Stored data:
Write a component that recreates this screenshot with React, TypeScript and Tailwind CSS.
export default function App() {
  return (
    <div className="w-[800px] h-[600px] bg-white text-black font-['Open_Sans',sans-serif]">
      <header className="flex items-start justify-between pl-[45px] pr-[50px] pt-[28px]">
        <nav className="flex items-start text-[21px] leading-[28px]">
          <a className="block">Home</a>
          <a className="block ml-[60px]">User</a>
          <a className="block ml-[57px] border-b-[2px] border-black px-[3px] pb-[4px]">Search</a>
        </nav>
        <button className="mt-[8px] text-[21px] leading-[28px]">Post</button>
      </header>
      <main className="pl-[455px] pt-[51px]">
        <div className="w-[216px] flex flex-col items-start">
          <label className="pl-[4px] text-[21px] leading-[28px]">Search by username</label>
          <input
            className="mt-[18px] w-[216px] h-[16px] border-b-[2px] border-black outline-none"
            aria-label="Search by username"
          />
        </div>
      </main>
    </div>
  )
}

Prompt: Make an exact copy of every line in the data.

Solved exercise:
Write a component that recreates this screenshot with React, TypeScript and Tailwind CSS.
export default function App() {
  return (
    <div className="w-[800px] h-[600px] bg-white text-black font-['Open_Sans',sans-serif]">
      <header className="flex items-start justify-between pl-[45px] pr-[50px] pt-[28px]">
        <nav className="flex items-start text-[21px] leading-[28px]">
          <a className="block">Home</a>
          <a className="block ml-[60px]">User</a>
          <a className="block ml-[57px] border-b-[2px] border-black px-[3px] pb-[4px]">Search</a>
        </nav>
        <button className="mt-[8px] text-[21px] leading-[28px]">Post</button>
      </header>
      <main className="pl-[455px] pt-[51px]">
        <div className="w-[216px] flex flex-col items-start">
          <label className="pl-[4px] text-[21px] leading-[28px]">Search by username</label>
          <input
            className="mt-[18px] w-[216px] h-[16px] border-b-[2px] border-black outline-none"
            aria-label="Search by username"
          />
        </div>
      </main>
    </div>
  )
}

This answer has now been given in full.